Baltin: But please sign Paul Westerberg.
Krents: Does anyone have his phone number? I know he is still in Minneapolis, but I’d listen. My friend Don Was who runs Blue Note made a record with him, which I love. So yeah, I love Paul Westerberg.
Bava: There’s so much exciting energy for Verve and your artists. What’s something that you are most excited about for Verve?
Krents: I’m looking at my colleague ’cause there are two signings I just can’t announce today. So it’s sort of killing me to not be able to go into that.
Bava: Can you talk about the signing without saying who it is?

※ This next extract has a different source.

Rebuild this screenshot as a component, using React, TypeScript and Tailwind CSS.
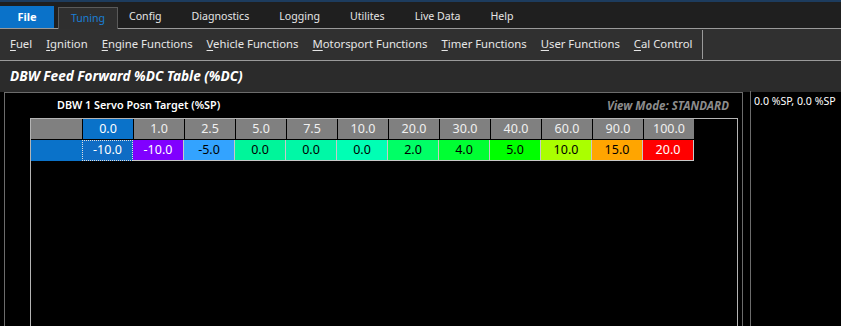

Krents: Sure. We actually just signed two young artists, one from this country and one from the UK who I think fit in perfectly with what we’ve been talking about today. But not in a reductive or revisionist way where you think, “Oh yeah, that’s so obvious that that should be on Verve.” And they both do well in the streaming space and I think are going to have a fantastic run. And absolutely over the course of a couple albums, I hope we’ll be talking about them the way we talked about Madison or someone, Samara, someone who’s winning awards and getting to go around the world and build an audience. And that probably is annoying since I can’t say who they are. But once we do, you’ll know that you heard it first [chuckle] in this very kind of veiled way. But as far as things we can be more detailed about, Jon Batiste’s record is going to come out later this year, which is the follow up to We Are. I believe people are going to be really pleasantly surprised at what he’s done and also his journey and what this music sounds like. So I’m thrilled about that. We have a record coming from Brandee Younger who records for Impulse. We had Pete Rock from the legendary Pete Rock and CL Smooth in the office with her today ’cause they’re collaborating. So the problem is if I name every record that’s coming and I leave someone out, they’ll be mad at me. But those are two that just jump immediately to mind. As well as I could probably keep you on the Zoom for another hour, but that and also new music from Samara this year, there’s going to be more stuff coming and I just feel like we never take for granted that there’s that interest in our musicians.